The exercise:
Each entry below should be returned exactly as is, with the pictures removed.

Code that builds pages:
════════════════

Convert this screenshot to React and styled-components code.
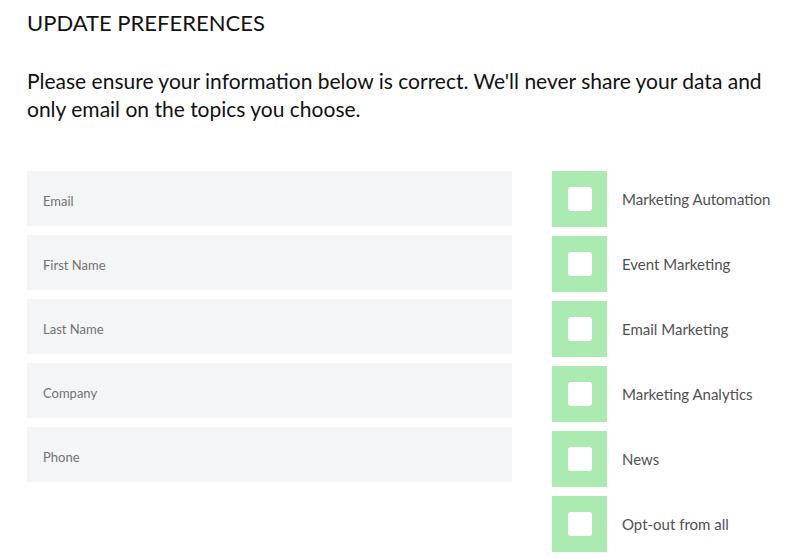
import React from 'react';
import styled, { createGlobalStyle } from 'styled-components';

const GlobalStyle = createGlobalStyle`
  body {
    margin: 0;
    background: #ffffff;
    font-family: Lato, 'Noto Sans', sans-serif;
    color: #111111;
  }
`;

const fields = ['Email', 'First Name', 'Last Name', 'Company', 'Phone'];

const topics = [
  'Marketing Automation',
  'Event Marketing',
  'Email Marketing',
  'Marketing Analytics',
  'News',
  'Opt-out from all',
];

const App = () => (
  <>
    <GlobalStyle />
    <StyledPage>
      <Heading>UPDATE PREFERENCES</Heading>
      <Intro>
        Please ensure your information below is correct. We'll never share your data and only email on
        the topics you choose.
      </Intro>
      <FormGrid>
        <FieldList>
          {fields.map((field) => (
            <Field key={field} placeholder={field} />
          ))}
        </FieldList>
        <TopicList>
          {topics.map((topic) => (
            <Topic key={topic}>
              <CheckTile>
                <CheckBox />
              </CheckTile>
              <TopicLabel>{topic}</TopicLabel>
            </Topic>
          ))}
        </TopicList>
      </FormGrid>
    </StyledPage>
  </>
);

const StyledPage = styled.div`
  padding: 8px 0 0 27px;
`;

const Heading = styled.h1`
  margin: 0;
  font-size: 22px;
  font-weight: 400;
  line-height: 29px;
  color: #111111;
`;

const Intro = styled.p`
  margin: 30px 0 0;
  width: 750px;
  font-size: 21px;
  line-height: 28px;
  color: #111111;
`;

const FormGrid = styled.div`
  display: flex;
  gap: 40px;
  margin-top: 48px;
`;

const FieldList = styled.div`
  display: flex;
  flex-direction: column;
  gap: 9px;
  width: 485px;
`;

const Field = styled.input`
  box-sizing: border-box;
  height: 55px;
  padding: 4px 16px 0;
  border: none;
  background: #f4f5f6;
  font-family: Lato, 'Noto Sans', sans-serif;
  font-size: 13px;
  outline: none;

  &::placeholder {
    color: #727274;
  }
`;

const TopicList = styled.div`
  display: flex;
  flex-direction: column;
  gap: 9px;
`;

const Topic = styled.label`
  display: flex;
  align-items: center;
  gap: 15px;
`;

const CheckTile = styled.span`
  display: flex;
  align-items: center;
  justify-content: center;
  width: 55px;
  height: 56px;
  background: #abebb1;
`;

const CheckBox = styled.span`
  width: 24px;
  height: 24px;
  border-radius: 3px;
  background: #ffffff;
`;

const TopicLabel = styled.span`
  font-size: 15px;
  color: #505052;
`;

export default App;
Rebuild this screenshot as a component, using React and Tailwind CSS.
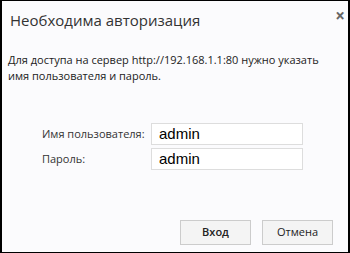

════════════════

Finished answer:
Convert this screenshot to React and styled-components code.
import React from 'react';
import styled, { createGlobalStyle } from 'styled-components';

const GlobalStyle = createGlobalStyle`
  body {
    margin: 0;
    background: #ffffff;
    font-family: Lato, 'Noto Sans', sans-serif;
    color: #111111;
  }
`;

const fields = ['Email', 'First Name', 'Last Name', 'Company', 'Phone'];

const topics = [
  'Marketing Automation',
  'Event Marketing',
  'Email Marketing',
  'Marketing Analytics',
  'News',
  'Opt-out from all',
];

const App = () => (
  <>
    <GlobalStyle />
    <StyledPage>
      <Heading>UPDATE PREFERENCES</Heading>
      <Intro>
        Please ensure your information below is correct. We'll never share your data and only email on
        the topics you choose.
      </Intro>
      <FormGrid>
        <FieldList>
          {fields.map((field) => (
            <Field key={field} placeholder={field} />
          ))}
        </FieldList>
        <TopicList>
          {topics.map((topic) => (
            <Topic key={topic}>
              <CheckTile>
                <CheckBox />
              </CheckTile>
              <TopicLabel>{topic}</TopicLabel>
            </Topic>
          ))}
        </TopicList>
      </FormGrid>
    </StyledPage>
  </>
);

const StyledPage = styled.div`
  padding: 8px 0 0 27px;
`;

const Heading = styled.h1`
  margin: 0;
  font-size: 22px;
  font-weight: 400;
  line-height: 29px;
  color: #111111;
`;

const Intro = styled.p`
  margin: 30px 0 0;
  width: 750px;
  font-size: 21px;
  line-height: 28px;
  color: #111111;
`;

const FormGrid = styled.div`
  display: flex;
  gap: 40px;
  margin-top: 48px;
`;

const FieldList = styled.div`
  display: flex;
  flex-direction: column;
  gap: 9px;
  width: 485px;
`;

const Field = styled.input`
  box-sizing: border-box;
  height: 55px;
  padding: 4px 16px 0;
  border: none;
  background: #f4f5f6;
  font-family: Lato, 'Noto Sans', sans-serif;
  font-size: 13px;
  outline: none;

  &::placeholder {
    color: #727274;
  }
`;

const TopicList = styled.div`
  display: flex;
  flex-direction: column;
  gap: 9px;
`;

const Topic = styled.label`
  display: flex;
  align-items: center;
  gap: 15px;
`;

const CheckTile = styled.span`
  display: flex;
  align-items: center;
  justify-content: center;
  width: 55px;
  height: 56px;
  background: #abebb1;
`;

const CheckBox = styled.span`
  width: 24px;
  height: 24px;
  border-radius: 3px;
  background: #ffffff;
`;

const TopicLabel = styled.span`
  font-size: 15px;
  color: #505052;
`;

export default App;
Rebuild this screenshot as a component, using React and Tailwind CSS.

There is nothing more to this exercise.